Los Angeles Magazine used World UFO Day to examine why expectations for new government UAP files continue to outpace the pace of official disclosure.

News image
Context image from prior Capitol Hill UAP disclosure coverage; the LA Magazine source image was not directly retrievable for local archival use.

Los Angeles Magazine reported that World UFO Day arrived amid renewed attention to government UAP transparency, but without the kind of new file release that many disclosure advocates had hoped to see. The article placed the moment in the gap between public anticipation, congressional pressure and the slower work of official record review.

The story matters because UAP disclosure has become a calendar-driven public conversation as much as an evidence-driven process. Anniversaries, hearings and advocacy events often create the expectation that agencies will release records on a symbolic date, even when the underlying review process does not move that way.

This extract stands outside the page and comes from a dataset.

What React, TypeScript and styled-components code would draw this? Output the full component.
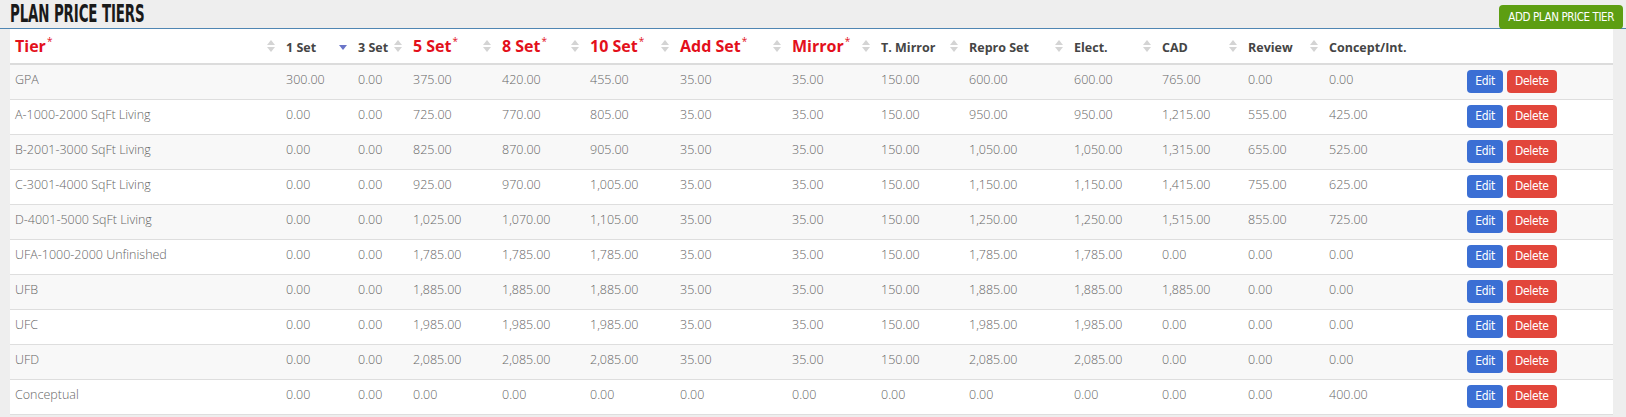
import React from 'react';
import styled, { createGlobalStyle } from 'styled-components';

const GlobalStyle = createGlobalStyle`
  html, body {
    margin: 0;
    padding: 0;
    background: #efefef;
  }
  body {
    font-family: "Open Sans", "Liberation Sans", sans-serif;
  }
`;

const Page = styled.div`
  width: 1626px;
  height: 417px;
  overflow: hidden;
  background: #eeeeee;
`;

const TopBar = styled.div`
  display: flex;
  align-items: flex-end;
  justify-content: space-between;
  height: 28px;
  padding: 0 3px 0 10px;
  border-bottom: 1px solid #4f86b3;
`;

const Title = styled.h1`
  margin: 0 0 2px;
  font-family: "DejaVu Sans Condensed", "Liberation Sans Narrow", sans-serif;
  font-weight: 700;
  font-size: 24px;
  line-height: 24px;
  color: #1a1a1a;
  transform: scaleX(0.62);
  transform-origin: left center;
  letter-spacing: -0.2px;
  white-space: nowrap;
`;

const AddButton = styled.button`
  height: 24px;
  margin-bottom: -1px;
  padding: 0 9px;
  border: none;
  border-radius: 4px;
  background: #5d9e12;
  color: #fff;
  font-family: "DejaVu Sans Condensed", "Liberation Sans Narrow", sans-serif;
  font-size: 11.5px;
  letter-spacing: -0.4px;
  cursor: pointer;
`;

const TableWrap = styled.div`
  margin: 0 13px 0 10px;
  background: #fff;
`;

const Table = styled.table`
  width: 1603px;
  table-layout: fixed;
  border-collapse: collapse;
`;

const HeadCell = styled.th<{ $w?: number }>`
  width: ${({ $w }) => ($w ? `${$w}px` : 'auto')};
  height: 35px;
  padding: 0 6px 0 5px;
  border-bottom: 2px solid #dcdcdc;
  text-align: left;
  vertical-align: middle;
  box-sizing: border-box;
`;

const HeadInner = styled.div`
  display: flex;
  align-items: center;
  justify-content: space-between;
`;

const HeadLabel = styled.span<{ $required?: boolean }>`
  font-weight: 700;
  font-size: ${({ $required }) => ($required ? '16px' : '12.5px')};
  color: ${({ $required }) => ($required ? '#e3101b' : '#454545')};
  white-space: nowrap;
  padding-top: ${({ $required }) => ($required ? '0' : '3px')};
`;

const Star = styled.sup`
  font-size: 10px;
  font-weight: 400;
  margin-left: 1px;
  position: relative;
  top: -1px;
`;

const Row = styled.tr<{ $striped: boolean }>`
  background: ${({ $striped }) => ($striped ? '#f8f8f8' : '#fff')};
`;

const Cell = styled.td<{ $center?: boolean }>`
  height: 35px;
  box-sizing: border-box;
  padding: 0 5px;
  border-bottom: 1px solid #dedede;
  font-size: 12.5px;
  font-weight: 300;
  line-height: 16px;
  color: #666;
  white-space: nowrap;
  text-align: ${({ $center }) => ($center ? 'center' : 'left')};
  vertical-align: middle;
  padding-bottom: ${({ $center }) => ($center ? '0' : '4px')};
`;

const ActionButton = styled.button<{ $variant: 'edit' | 'delete' }>`
  height: 23px;
  margin: 0 2px;
  padding: 0 8px;
  border: none;
  border-radius: 4px;
  background: ${({ $variant }) => ($variant === 'edit' ? '#3b6fd4' : '#e2463b')};
  color: #fff;
  font-family: "DejaVu Sans Condensed", "Liberation Sans Narrow", sans-serif;
  font-size: 12px;
  line-height: 23px;
  letter-spacing: -0.3px;
  vertical-align: middle;
  cursor: pointer;
`;

const SortIcon = ({ active }: { active?: boolean }) =>
  active ? (
    <svg width="8" height="14" viewBox="0 0 8 14">
      <path d="M0 6 L8 6 L4 11 Z" fill="#6a75c8" />
    </svg>
  ) : (
    <svg width="8" height="14" viewBox="0 0 8 14">
      <path d="M0 6 L8 6 L4 1 Z" fill="#d4d4d4" />
      <path d="M0 8 L8 8 L4 13 Z" fill="#d4d4d4" />
    </svg>
  );

type Column = { label: string; width: number; required?: boolean; active?: boolean };

const columns: Column[] = [
  { label: 'Tier', width: 271, required: true },
  { label: '1 Set', width: 72, active: true },
  { label: '3 Set', width: 55 },
  { label: '5 Set', width: 89, required: true },
  { label: '8 Set', width: 88, required: true },
  { label: '10 Set', width: 90, required: true },
  { label: 'Add Set', width: 112, required: true },
  { label: 'Mirror', width: 89, required: true },
  { label: 'T. Mirror', width: 88 },
  { label: 'Repro Set', width: 105 },
  { label: 'Elect.', width: 88 },
  { label: 'CAD', width: 86 },
  { label: 'Review', width: 81 },
  { label: 'Concept/Int.', width: 87 },
];

const rows: string[][] = [
  ['GPA', '300.00', '0.00', '375.00', '420.00', '455.00', '35.00', '35.00', '150.00', '600.00', '600.00', '765.00', '0.00', '0.00'],
  ['A-1000-2000 SqFt Living', '0.00', '0.00', '725.00', '770.00', '805.00', '35.00', '35.00', '150.00', '950.00', '950.00', '1,215.00', '555.00', '425.00'],
  ['B-2001-3000 SqFt Living', '0.00', '0.00', '825.00', '870.00', '905.00', '35.00', '35.00', '150.00', '1,050.00', '1,050.00', '1,315.00', '655.00', '525.00'],
  ['C-3001-4000 SqFt Living', '0.00', '0.00', '925.00', '970.00', '1,005.00', '35.00', '35.00', '150.00', '1,150.00', '1,150.00', '1,415.00', '755.00', '625.00'],
  ['D-4001-5000 SqFt Living', '0.00', '0.00', '1,025.00', '1,070.00', '1,105.00', '35.00', '35.00', '150.00', '1,250.00', '1,250.00', '1,515.00', '855.00', '725.00'],
  ['UFA-1000-2000 Unfinished', '0.00', '0.00', '1,785.00', '1,785.00', '1,785.00', '35.00', '35.00', '150.00', '1,785.00', '1,785.00', '0.00', '0.00', '0.00'],
  ['UFB', '0.00', '0.00', '1,885.00', '1,885.00', '1,885.00', '35.00', '35.00', '150.00', '1,885.00', '1,885.00', '1,885.00', '0.00', '0.00'],
  ['UFC', '0.00', '0.00', '1,985.00', '1,985.00', '1,985.00', '35.00', '35.00', '150.00', '1,985.00', '1,985.00', '0.00', '0.00', '0.00'],
  ['UFD', '0.00', '0.00', '2,085.00', '2,085.00', '2,085.00', '35.00', '35.00', '150.00', '2,085.00', '2,085.00', '0.00', '0.00', '0.00'],
  ['Conceptual', '0.00', '0.00', '0.00', '0.00', '0.00', '0.00', '0.00', '0.00', '0.00', '0.00', '0.00', '0.00', '400.00'],
];

export default function App() {
  return (
    <Page>
      <GlobalStyle />
      <TopBar>
        <Title>PLAN PRICE TIERS</Title>
        <AddButton>ADD PLAN PRICE TIER</AddButton>
      </TopBar>
      <TableWrap>
        <Table>
          <thead>
            <tr>
              {columns.map((col) => (
                <HeadCell key={col.label} $w={col.width}>
                  <HeadInner>
                    <HeadLabel $required={col.required}>
                      {col.label}
                      {col.required && <Star>*</Star>}
                    </HeadLabel>
                    <SortIcon active={col.active} />
                  </HeadInner>
                </HeadCell>
              ))}
              <HeadCell />
            </tr>
          </thead>
          <tbody>
            {rows.map((row, i) => (
              <Row key={row[0]} $striped={i % 2 === 0}>
                {row.map((value, j) => (
                  <Cell key={j}>{value}</Cell>
                ))}
                <Cell $center>
                  <ActionButton $variant="edit">Edit</ActionButton>
                  <ActionButton $variant="delete">Delete</ActionButton>
                </Cell>
              </Row>
            ))}
          </tbody>
        </Table>
      </TableWrap>
    </Page>
  );
}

For researchers, the useful takeaway is procedural rather than evidentiary. The article does not establish a new UAP case or authenticate a new file set; it shows how the public disclosure environment is being shaped by expectations, media attention and unresolved questions about how agencies handle historical and current UAP records.

The reporting also underscores a recurring boundary in the archive: a lack of new files on a given day is not proof that records do not exist, and public anticipation is not proof that a release is imminent. The strongest archive position is to track what agencies actually publish, what lawmakers request and what remains unsupported by documents.